►

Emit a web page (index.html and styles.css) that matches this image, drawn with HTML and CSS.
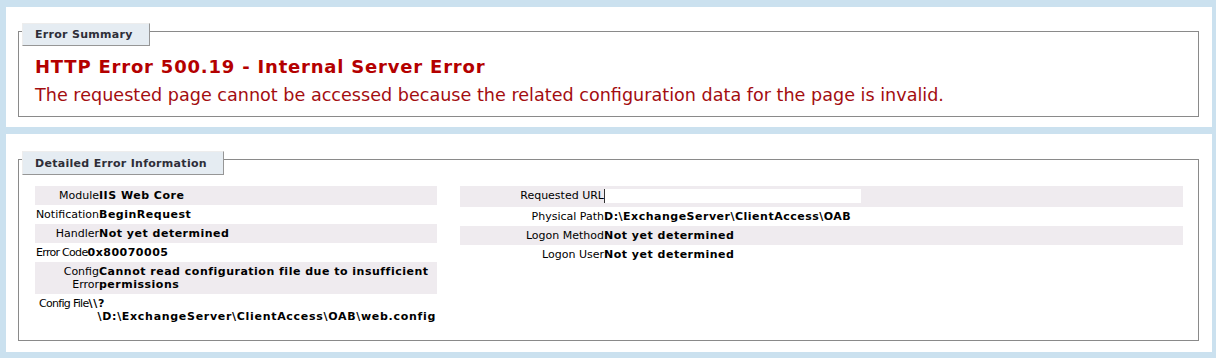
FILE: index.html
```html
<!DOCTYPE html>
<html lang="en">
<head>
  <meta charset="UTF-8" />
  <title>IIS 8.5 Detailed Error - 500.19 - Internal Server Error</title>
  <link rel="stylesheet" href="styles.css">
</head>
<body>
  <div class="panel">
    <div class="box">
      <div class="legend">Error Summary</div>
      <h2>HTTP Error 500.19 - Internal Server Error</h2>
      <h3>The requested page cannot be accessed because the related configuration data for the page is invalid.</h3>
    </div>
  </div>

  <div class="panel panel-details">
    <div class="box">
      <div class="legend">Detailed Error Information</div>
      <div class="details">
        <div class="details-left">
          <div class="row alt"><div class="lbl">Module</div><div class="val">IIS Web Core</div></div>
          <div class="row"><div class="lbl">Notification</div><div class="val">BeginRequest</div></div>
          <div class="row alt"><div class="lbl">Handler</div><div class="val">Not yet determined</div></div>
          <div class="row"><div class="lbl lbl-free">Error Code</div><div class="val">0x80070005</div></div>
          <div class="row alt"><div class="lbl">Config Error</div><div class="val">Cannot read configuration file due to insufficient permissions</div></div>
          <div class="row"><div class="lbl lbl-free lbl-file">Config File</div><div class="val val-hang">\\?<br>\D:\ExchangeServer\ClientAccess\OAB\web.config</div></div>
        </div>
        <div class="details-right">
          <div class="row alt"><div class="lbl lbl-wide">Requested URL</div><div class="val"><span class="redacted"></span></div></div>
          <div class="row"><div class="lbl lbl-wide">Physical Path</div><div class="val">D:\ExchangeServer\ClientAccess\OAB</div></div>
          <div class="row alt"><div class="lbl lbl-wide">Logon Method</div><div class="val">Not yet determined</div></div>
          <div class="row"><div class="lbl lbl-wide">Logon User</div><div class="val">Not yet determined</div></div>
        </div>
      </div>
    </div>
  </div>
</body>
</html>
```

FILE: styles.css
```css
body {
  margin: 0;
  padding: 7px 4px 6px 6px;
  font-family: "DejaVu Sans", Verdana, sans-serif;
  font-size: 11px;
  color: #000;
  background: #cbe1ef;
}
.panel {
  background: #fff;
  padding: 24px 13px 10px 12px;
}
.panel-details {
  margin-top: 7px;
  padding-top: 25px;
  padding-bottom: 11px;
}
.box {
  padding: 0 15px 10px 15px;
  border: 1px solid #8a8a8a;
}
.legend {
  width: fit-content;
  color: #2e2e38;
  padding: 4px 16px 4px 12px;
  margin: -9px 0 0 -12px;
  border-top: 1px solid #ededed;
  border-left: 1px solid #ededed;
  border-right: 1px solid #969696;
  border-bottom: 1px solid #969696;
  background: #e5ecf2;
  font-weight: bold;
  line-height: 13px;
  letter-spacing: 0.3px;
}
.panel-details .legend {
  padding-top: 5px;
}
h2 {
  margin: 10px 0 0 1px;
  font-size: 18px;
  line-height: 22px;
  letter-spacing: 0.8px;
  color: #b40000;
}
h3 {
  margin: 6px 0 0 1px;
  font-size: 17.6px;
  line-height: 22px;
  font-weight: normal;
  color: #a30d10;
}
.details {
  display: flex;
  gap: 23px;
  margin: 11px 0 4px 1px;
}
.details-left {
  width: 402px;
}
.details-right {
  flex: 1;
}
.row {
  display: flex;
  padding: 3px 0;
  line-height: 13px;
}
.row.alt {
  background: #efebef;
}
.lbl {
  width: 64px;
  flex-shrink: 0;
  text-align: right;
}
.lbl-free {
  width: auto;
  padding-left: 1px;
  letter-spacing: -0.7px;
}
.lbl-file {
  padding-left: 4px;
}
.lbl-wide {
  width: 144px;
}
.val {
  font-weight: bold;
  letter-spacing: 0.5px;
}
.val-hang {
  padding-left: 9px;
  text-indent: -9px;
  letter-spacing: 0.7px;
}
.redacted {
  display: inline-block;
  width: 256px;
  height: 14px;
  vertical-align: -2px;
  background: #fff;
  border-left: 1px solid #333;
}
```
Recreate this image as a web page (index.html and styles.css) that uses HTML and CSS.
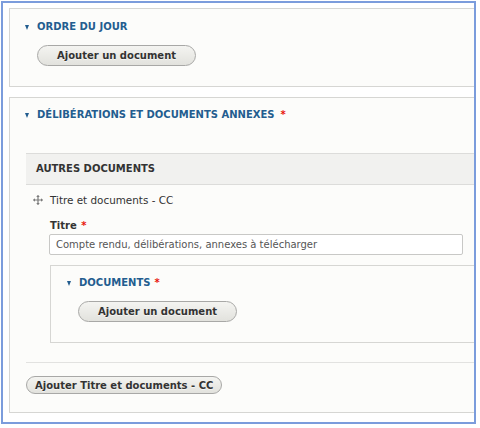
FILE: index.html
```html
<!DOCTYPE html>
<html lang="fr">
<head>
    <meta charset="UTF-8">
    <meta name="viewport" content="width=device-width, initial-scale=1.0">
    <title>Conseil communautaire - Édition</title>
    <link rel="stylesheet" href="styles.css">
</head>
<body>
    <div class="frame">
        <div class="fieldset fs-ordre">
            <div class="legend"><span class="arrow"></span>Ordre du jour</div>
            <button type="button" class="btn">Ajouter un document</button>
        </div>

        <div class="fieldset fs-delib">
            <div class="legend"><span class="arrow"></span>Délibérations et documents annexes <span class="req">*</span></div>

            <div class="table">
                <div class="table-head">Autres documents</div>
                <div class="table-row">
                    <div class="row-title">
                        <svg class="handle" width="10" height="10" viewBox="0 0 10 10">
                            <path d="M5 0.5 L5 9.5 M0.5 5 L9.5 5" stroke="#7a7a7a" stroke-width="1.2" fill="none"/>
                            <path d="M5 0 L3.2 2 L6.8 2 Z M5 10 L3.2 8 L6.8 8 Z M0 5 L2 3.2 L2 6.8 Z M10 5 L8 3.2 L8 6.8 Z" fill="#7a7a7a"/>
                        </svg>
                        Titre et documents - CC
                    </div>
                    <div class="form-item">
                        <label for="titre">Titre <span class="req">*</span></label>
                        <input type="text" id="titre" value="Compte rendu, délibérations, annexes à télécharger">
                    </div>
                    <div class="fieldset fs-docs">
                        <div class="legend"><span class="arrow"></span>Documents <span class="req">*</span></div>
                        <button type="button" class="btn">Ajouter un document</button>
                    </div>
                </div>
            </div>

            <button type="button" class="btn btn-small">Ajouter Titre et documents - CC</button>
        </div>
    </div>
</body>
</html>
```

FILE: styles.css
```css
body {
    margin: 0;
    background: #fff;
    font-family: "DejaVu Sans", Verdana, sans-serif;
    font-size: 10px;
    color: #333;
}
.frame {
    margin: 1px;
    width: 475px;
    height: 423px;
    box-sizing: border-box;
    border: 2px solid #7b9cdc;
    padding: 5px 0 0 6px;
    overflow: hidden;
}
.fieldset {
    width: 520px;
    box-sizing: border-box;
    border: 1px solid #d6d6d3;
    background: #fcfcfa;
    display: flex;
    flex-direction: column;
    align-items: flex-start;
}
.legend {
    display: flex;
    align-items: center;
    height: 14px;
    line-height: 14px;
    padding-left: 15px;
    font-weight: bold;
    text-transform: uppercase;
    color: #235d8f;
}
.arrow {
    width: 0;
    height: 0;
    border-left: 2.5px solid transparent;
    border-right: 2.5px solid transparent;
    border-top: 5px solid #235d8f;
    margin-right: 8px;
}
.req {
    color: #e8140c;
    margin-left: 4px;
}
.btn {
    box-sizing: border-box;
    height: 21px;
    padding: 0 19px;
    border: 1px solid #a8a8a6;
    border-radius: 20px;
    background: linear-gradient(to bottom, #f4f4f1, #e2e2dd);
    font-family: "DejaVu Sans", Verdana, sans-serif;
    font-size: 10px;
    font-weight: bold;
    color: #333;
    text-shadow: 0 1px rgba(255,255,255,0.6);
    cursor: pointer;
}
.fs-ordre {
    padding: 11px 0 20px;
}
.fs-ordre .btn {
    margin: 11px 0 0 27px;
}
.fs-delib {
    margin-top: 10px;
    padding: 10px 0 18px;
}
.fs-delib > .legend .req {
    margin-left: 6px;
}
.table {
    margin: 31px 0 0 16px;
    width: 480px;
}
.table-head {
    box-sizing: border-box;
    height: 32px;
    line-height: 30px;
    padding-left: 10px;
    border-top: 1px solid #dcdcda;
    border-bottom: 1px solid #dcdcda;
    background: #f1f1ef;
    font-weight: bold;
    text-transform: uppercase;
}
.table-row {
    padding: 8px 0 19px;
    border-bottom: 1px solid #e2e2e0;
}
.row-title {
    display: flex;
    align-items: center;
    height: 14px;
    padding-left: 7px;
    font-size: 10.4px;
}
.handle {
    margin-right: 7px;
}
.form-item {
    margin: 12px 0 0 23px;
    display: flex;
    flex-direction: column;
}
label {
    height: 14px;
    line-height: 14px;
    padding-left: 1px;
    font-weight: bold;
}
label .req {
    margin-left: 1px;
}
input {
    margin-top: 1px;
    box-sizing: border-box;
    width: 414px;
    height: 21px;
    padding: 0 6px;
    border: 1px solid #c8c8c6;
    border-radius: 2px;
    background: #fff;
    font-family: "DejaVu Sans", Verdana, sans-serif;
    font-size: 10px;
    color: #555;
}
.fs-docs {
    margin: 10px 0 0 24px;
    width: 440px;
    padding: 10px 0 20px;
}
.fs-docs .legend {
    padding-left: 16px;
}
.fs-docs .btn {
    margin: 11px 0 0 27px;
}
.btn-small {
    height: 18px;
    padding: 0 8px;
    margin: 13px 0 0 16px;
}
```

◄
►

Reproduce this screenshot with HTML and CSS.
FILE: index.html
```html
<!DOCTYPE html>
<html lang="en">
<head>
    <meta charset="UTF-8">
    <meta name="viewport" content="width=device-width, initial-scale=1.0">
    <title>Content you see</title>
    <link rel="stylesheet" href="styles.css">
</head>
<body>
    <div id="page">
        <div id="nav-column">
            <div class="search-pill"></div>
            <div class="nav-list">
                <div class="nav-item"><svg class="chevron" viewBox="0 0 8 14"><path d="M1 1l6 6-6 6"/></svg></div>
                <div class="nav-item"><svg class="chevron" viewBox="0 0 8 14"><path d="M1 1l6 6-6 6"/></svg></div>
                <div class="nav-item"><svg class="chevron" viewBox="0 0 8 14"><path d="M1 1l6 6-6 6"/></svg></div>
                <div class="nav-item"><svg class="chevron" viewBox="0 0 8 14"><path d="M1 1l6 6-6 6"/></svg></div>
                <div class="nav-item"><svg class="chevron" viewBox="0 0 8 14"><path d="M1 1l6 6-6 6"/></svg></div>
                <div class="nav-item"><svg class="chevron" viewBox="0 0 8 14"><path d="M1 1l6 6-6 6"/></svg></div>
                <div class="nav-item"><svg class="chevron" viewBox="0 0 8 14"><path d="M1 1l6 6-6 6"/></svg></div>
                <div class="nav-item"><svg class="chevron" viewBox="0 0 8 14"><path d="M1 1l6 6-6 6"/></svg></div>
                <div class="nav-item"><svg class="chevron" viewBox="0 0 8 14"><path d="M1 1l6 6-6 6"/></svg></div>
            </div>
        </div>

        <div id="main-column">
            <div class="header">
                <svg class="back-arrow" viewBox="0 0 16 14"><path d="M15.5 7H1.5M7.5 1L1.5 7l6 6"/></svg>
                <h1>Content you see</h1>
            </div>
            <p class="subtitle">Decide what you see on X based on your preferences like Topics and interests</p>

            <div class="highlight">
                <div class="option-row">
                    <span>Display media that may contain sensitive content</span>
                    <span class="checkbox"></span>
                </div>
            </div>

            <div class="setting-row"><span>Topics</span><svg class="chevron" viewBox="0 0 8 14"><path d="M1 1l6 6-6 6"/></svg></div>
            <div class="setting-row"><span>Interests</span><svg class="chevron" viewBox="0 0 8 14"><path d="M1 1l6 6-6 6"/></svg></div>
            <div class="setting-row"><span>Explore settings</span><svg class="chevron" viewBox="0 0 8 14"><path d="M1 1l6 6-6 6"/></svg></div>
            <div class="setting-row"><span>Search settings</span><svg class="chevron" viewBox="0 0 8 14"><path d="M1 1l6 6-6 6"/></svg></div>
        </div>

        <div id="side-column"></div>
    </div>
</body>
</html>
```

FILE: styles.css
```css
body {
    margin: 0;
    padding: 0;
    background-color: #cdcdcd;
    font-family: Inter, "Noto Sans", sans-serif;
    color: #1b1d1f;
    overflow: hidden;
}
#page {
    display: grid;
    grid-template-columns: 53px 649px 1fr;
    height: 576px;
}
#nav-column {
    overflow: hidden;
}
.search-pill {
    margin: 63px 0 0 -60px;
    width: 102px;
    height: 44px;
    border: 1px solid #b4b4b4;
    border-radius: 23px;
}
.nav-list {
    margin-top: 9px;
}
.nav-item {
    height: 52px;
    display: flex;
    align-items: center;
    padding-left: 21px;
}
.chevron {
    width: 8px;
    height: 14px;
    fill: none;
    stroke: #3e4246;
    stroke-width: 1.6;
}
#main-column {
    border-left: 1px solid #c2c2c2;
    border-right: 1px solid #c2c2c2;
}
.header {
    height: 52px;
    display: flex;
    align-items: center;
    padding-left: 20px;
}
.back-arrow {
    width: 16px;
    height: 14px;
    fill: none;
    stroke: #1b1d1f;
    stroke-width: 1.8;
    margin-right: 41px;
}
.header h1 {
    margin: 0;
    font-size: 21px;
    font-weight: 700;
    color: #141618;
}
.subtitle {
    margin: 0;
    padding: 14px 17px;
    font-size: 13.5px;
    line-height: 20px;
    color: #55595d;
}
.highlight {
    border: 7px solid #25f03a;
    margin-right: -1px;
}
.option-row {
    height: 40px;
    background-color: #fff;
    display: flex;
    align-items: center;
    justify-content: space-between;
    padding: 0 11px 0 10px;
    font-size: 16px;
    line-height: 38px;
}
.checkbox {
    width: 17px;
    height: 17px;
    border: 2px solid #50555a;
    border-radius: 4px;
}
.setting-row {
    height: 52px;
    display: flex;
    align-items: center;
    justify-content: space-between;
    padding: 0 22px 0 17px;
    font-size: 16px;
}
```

◄

# Directions
Pull every line containing "that" out of the data above.

# Solution to this problem
Emit a web page (index.html and styles.css) that matches this image, drawn with HTML and CSS.
Recreate this image as a web page (index.html and styles.css) that uses HTML and CSS.
                    <span>Display media that may contain sensitive content</span>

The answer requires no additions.